Task to complete >>
Copy, in full, each line of the material that holds the word "React".
------ Given information ------
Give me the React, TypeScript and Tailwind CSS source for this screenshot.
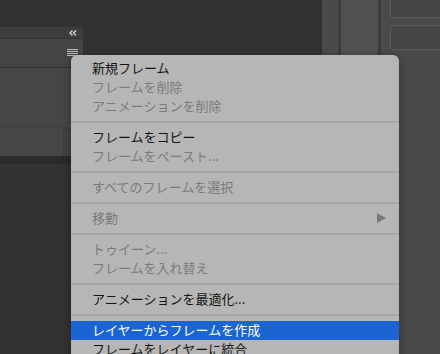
import React from "react";

type Item =
  | { kind: "item"; label: string; disabled?: boolean; submenu?: boolean; active?: boolean }
  | { kind: "sep" };

const menuItems: Item[] = [
  { kind: "item", label: "新規フレーム" },
  { kind: "item", label: "フレームを削除", disabled: true },
  { kind: "item", label: "アニメーションを削除", disabled: true },
  { kind: "sep" },
  { kind: "item", label: "フレームをコピー" },
  { kind: "item", label: "フレームをペースト...", disabled: true },
  { kind: "sep" },
  { kind: "item", label: "すべてのフレームを選択", disabled: true },
  { kind: "sep" },
  { kind: "item", label: "移動", disabled: true, submenu: true },
  { kind: "sep" },
  { kind: "item", label: "トゥイーン...", disabled: true },
  { kind: "item", label: "フレームを入れ替え", disabled: true },
  { kind: "sep" },
  { kind: "item", label: "アニメーションを最適化..." },
  { kind: "sep" },
  { kind: "item", label: "レイヤーからフレームを作成", active: true },
  { kind: "item", label: "フレームをレイヤーに統合" },
];

function PanelIcons() {
  return (
    <>
      {/* collapse chevrons */}
      <svg width="8" height="6" viewBox="0 0 8 6" className="absolute left-[69px] top-[30px]">
        <path d="M3.5 0.5 L1 3 L3.5 5.5 M7 0.5 L4.5 3 L7 5.5" stroke="#d6d6d6" strokeWidth="1.4" fill="none" />
      </svg>
      {/* panel menu */}
      <svg width="11" height="8" viewBox="0 0 11 8" className="absolute left-[67px] top-[49px]">
        <rect x="0" y="0" width="11" height="1" fill="#bdbdbd" />
        <rect x="0" y="2" width="11" height="1" fill="#bdbdbd" />
        <rect x="0" y="4" width="11" height="1" fill="#bdbdbd" />
        <rect x="0" y="6" width="11" height="1" fill="#bdbdbd" />
      </svg>
    </>
  );
}

export default function App() {
  return (
    <div
      className="relative w-[440px] h-[354px] overflow-hidden bg-[#323232] flex"
      style={{ fontFamily: '"Noto Sans CJK JP", "Noto Sans", sans-serif' }}
    >
      {/* Left workspace with the animation panel */}
      <div className="w-[322px] flex flex-col">
        <div className="mt-[27px] w-[83px] h-[129px] rounded-tr-[4px] bg-[#424242] flex flex-col overflow-hidden">
          <div className="h-[12px] bg-[#3d3d3d] border-b border-[#333333]" />
          <div className="h-[29px] bg-[#444444] border-b border-[#363636]" />
          <div className="h-[60px] bg-[#464646] border-b border-[#404040]" />
          <div className="flex-1 flex justify-end bg-[#464646]">
            <div className="w-[8px] mr-[12px] bg-[#424242] border-t border-l border-[#3b3b3b]" />
          </div>
        </div>
        <div className="w-[83px] h-[8px] bg-[#2b2b2b]" />
      </div>

      {/* Right dock */}
      <div className="flex-1 flex bg-[#4b4b4b]">
        <div className="w-[16px] bg-[#4a4a4a]" />
        <div className="w-[3px] bg-[#3c3c3c]" />
        <div className="w-[37px] bg-[#505050]" />
        <div className="w-[3px] bg-[#3c3c3c]" />
        <div className="flex-1 pl-[9px] flex flex-col gap-[7px] bg-[#4a4a4a]">
          <div className="h-[19px] -mt-px rounded-bl-[3px] border border-r-0 border-[#5b5b5b] bg-[#454545]" />
          <div className="h-[25px] rounded-l-[3px] border border-r-0 border-[#5b5b5b] bg-[#454545]" />
        </div>
      </div>

      <PanelIcons />

      {/* Context menu */}
      <div className="absolute left-[71px] top-[55px] w-[328px] h-[310px] rounded-t-[6px] bg-[#b6b6b6] pt-[4px] shadow-[0_2px_8px_rgba(0,0,0,0.35)] text-[13px] leading-[19px]">
        {menuItems.map((it, i) =>
          it.kind === "sep" ? (
            <div key={i} className="h-[12px] flex items-center">
              <div className="w-full h-[2px] bg-[#a6a6a6]" />
            </div>
          ) : (
            <div
              key={i}
              className={
                "h-[19px] pl-[21px] pr-[13px] pb-[2px] flex items-center justify-between " +
                (it.active
                  ? "bg-[#1b65d2] text-white"
                  : it.disabled
                  ? "text-[#7b7b7b]"
                  : "text-[#151515]")
              }
            >
              <span>{it.label}</span>
              {it.submenu && (
                <svg width="9" height="10" viewBox="0 0 9 10">
                  <path d="M0 0 L9 5 L0 10 Z" fill="#7a7a7a" />
                </svg>
              )}
            </div>
          )
        )}
      </div>
    </div>
  );
}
------
Output below >>
Give me the React, TypeScript and Tailwind CSS source for this screenshot.
import React from "react";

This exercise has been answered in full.